Ce mouvement sans précédent a été déclenché par des déclarations de Nicolas Sarkozy évoquant des fautes dans le suivi de Tony Meilhon, principal suspect de ce crime. Le ministre de la Justice, Michel Mercier, a exclu lundi des sanctions contre les magistrats, sans toutefois épargner les services de probation chargés du suivi du suspect.

Des assemblées générales sont prévues dans toutes les juridictions du pays, notamment à Paris, d'ici à jeudi. Les syndicats de magistrats appellent à appliquer strictement les règles pour illustrer le manque de moyens de la justice.

"Il s'agit de dire que le ministère n'assume pas ses responsabilités, et que les réponses annoncées hier sont dérisoires, on veut rester solidaires pour rendre une justice de qualité", a dit à Reuters Virginie Duval, secrétaire générale de l'Union syndicale des magistrats (USM, majoritaire).

Aucune audience ne sera plus tenue sans greffier et les tribunaux ne siégeront plus jusqu'au milieu de la nuit, suivant en cela à la lettre une circulaire de 2001 jamais respectée, limitant normalement la durée des audiences à six heures d'affilée et huit heures par jour.

Par ailleurs, les syndicats de magistrats appellent toutes les juridictions à rédiger des "cahiers de doléances" pour consigner tous les problèmes auxquels elles sont confrontées. Le syndicat CGT des agents de probation a par ailleurs protesté mardi contre l'annonce par le ministre de la Justice de poursuites disciplinaires visant ses responsables nantais pour la gestion jugée fautive du dossier de Tony Meilhon.

Ces agents seraient seuls visés, puisque Michel Mercier a annoncé lundi aux syndicats avoir renoncé à toute sanction contre les magistrats, la police et la gendarmerie.
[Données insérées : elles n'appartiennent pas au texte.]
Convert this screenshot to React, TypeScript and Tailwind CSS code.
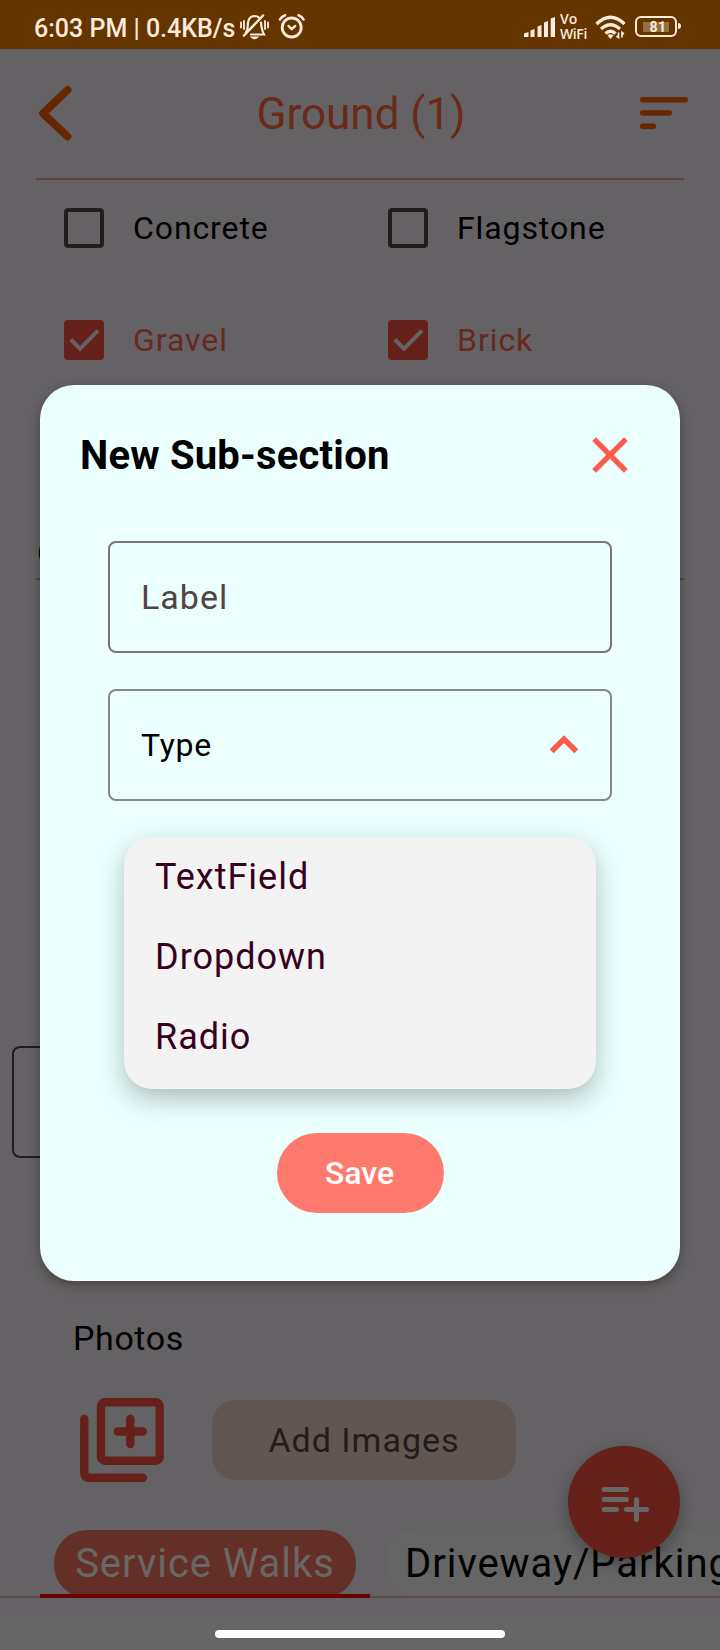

Samuel Azé, responsable national pour la CGT de la probation, juge par nature incongrue toute sanction concernant un service qui, comme celui de Nantes, gère 3.443 ex-détenus de Loire-Atlantique avec 17 agents. "Il n'y a rien de tangible qui pourrait constituer une faute. Les éléments qui sont évoqués sont très fragiles et très confus", a-t-il dit à Reuters.

Les poursuites sont pour lui une échappatoire pour le pouvoir politique. "En réalité, personne ne parvient à justifier que les services d'insertion et de probation ne soient pas en capacité d'assumer la charge qui leur est confiée", a-t-il dit.

Tony Meilhon est sorti de prison en février 2010 après avoir purgé en intégralité et durant onze ans des peines pour 13 condamnations pour des délits et un viol sur un codétenu. Il devait en théorie respecter une "mise à l'épreuve" dans le cadre d'une dernière condamnation pour outrage à magistrat.

Avec l'accord des hiérarchies judiciaires et administratives, ce suivi n'a pas été mis en oeuvre faute d'effectifs, comme pour 817 autres détenus en Loire-Atlantique, a montré l'inspection rendue publique lundi.

Les inspecteurs ont estimé que la mise à l'écart du dossier Meilhon résultait d'une erreur d'évaluation de son profil, car un juge avait présenté son dossier comme urgent et un agent probatoire l'ayant suivi en détention avait préconisé un "suivi psychologique" renforcé.

Le rapport d'inspection relève donc un problème de "coordination". La CGT répond que cette situation n'a rien d'atypique. "Des profils comme Tony Meilhon, il en sort de la prison de Nantes cinq par jour", dit Samuel Azé.